The Globetrotters had several stars, among them Meadowlark Lemon, Marques Haynes, Goose Tatum and, briefly, Wilt Chamberlain. But many others who played for the Globetrotters and other all-black barnstorming teams like the New York Renaissance and the Washington Bears fell into obscurity and poverty. Ruben Bolen, who played with Kline on the Globetrotters, ended up homeless and was stabbed to death in San Francisco in 1995.

Inspired by Bolen’s death, Kline formed the Black Legends of Professional Basketball Foundation, a small organization dedicated to bringing recognition to the game’s often-forgotten pioneers, raising money for them through annual banquets and urging the NBA and the Globetrotters to establish pensions for them. The NBA offers pensions only to its early generation of black players.

“None of these guys who started professional basketball were being recognized and given any dignity or respect for their contributions,” Kline told The Williamson Herald, in Franklin, Tennessee, in 2009.

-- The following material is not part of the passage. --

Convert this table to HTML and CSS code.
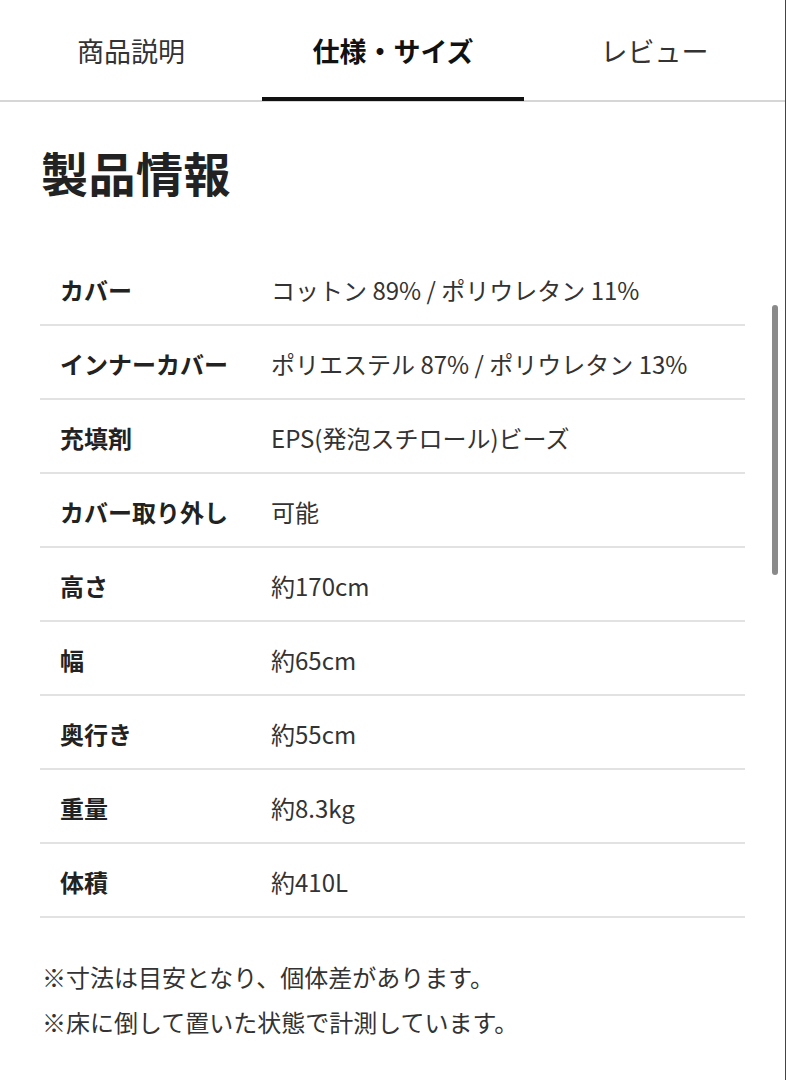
FILE: index.html
```html
<!DOCTYPE html>
<html lang="ja">
<head>
<meta charset="utf-8">
<link rel="stylesheet" href="styles.css">
</head>
<body>
<div class="page">
  <nav class="tabs">
    <div class="tab">商品説明</div>
    <div class="tab active">仕様・サイズ</div>
    <div class="tab">レビュー</div>
  </nav>
  <main class="content">
    <h1 class="title">製品情報</h1>
    <div class="spec">
      <div class="row"><div class="label">カバー</div><div class="value">コットン 89% / ポリウレタン 11%</div></div>
      <div class="row"><div class="label">インナーカバー</div><div class="value">ポリエステル 87% / ポリウレタン 13%</div></div>
      <div class="row"><div class="label">充填剤</div><div class="value">EPS(発泡スチロール)ビーズ</div></div>
      <div class="row"><div class="label">カバー取り外し</div><div class="value">可能</div></div>
      <div class="row"><div class="label">高さ</div><div class="value">約170cm</div></div>
      <div class="row"><div class="label">幅</div><div class="value">約65cm</div></div>
      <div class="row"><div class="label">奥行き</div><div class="value">約55cm</div></div>
      <div class="row"><div class="label">重量</div><div class="value">約8.3kg</div></div>
      <div class="row"><div class="label">体積</div><div class="value">約410L</div></div>
    </div>
    <div class="notes">
      <p>※寸法は目安となり、個体差があります。</p>
      <p>※床に倒して置いた状態で計測しています。</p>
    </div>
  </main>
  <div class="scroll-thumb"></div>
</div>
</body>
</html>
```

FILE: styles.css
```css
* { box-sizing: border-box; }
html, body { margin: 0; padding: 0; background: #fff; }
body {
  font-family: "Noto Sans CJK JP", "Noto Sans", sans-serif;
  color: #222;
}
.page {
  position: relative;
  width: 786px;
  height: 1080px;
  overflow: hidden;
  border-right: 1px solid #444;
}
.tabs {
  display: grid;
  grid-template-columns: 262px 262px 261px;
  height: 102px;
  border-bottom: 2px solid #d6d6d6;
}
.tab {
  display: flex;
  align-items: center;
  justify-content: center;
  font-size: 27px;
  color: #333;
  padding-top: 4px;
  border-bottom: 4px solid transparent;
  margin-bottom: -1px;
}
.tab.active {
  color: #111;
  font-weight: 700;
  border-bottom-color: #111;
}
.content {
  padding: 0 40px 0 40px;
}
.title {
  margin: 38px 0 48px 1px;
  font-size: 47px;
  line-height: 64px;
  font-weight: 700;
  color: #222;
  letter-spacing: 0.5px;
}
.spec {
  width: 705px;
}
.row {
  display: grid;
  grid-template-columns: 231px 1fr;
  align-items: center;
  height: 74px;
  border-bottom: 2px solid #e2e2e2;
  padding-top: 3px;
}
.label {
  padding-left: 20px;
  font-size: 24px;
  font-weight: 700;
  color: #222;
}
.value {
  font-size: 24px;
  color: #333;
}
.notes {
  margin-top: 36px;
  padding-left: 2px;
}
.notes p {
  margin: 0;
  font-size: 24px;
  line-height: 45px;
  color: #333;
}
.scroll-thumb {
  position: absolute;
  left: 772px;
  top: 305px;
  width: 6px;
  height: 270px;
  border-radius: 3px;
  background: #8a8a8a;
}
```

He also helped in the campaign to elect Haynes to the Naismith Memorial Basketball Hall of Fame in 1998 and was cited in a congressional resolution passed in 2005 to recognize the history of the African-American players who played before the NBA or with the Globetrotters.

In addition to Hill and Daniels, he is survived by four other daughters, Britt Thomas, Cheryl Thomas, Terry Dennis and Kelly Mack; three other sons, John Kline III, Michael Kline and Alan Daniels; his brother, Ronald Colvard; 22 grandchildren; and 28 great-grandchildren.

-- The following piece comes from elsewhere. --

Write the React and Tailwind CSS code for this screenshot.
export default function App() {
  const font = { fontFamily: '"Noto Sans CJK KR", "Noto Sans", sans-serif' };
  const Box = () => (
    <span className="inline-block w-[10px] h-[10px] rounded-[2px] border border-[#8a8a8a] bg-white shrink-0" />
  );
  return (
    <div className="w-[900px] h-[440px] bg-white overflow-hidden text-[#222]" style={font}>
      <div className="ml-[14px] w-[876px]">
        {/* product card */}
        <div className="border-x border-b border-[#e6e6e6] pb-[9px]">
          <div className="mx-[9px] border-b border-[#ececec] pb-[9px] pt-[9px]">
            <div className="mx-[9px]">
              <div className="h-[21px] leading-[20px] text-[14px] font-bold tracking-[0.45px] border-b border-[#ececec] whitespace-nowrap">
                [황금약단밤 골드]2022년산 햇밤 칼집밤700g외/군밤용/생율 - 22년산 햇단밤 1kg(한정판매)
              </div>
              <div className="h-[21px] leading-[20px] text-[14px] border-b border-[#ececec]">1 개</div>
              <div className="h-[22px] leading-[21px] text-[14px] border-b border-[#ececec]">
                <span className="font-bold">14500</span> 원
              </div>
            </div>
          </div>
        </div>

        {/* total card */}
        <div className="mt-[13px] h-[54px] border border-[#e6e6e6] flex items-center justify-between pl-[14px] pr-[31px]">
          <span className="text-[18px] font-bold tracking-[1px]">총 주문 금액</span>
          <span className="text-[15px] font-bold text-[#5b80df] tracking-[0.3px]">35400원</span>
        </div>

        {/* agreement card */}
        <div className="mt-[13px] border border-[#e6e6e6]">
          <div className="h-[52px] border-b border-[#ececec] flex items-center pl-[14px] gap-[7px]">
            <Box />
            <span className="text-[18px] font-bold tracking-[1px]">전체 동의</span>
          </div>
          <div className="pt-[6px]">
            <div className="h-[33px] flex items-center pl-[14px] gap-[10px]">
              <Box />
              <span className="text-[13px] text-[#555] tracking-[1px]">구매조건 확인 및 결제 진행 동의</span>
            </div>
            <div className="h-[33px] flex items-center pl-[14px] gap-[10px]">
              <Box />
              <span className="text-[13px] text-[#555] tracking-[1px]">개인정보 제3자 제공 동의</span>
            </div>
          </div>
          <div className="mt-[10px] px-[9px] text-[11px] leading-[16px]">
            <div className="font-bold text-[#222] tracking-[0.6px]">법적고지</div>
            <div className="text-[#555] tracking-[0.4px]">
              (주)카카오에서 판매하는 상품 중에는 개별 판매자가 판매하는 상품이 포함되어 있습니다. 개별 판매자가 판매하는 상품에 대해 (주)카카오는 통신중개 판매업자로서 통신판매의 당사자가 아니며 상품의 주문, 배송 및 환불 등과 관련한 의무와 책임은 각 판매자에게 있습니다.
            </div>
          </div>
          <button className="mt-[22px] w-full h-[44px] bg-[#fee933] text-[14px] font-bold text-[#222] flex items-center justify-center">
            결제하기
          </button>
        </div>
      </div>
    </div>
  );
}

Ben Green, the author of “Spinning the Globe: The Rise, Fall, and Return to Greatness of the Harlem Globetrotters” (2005), said that Kline’s post-Globetrotter achievements had distinguished him from others known chiefly for what they did on the court.

“Some people, like Meadowlark, could never get past being a Globetrotter,” he said in a telephone interview. “But Johnny used his credibility as a Globetrotter to make a real difference in his community.”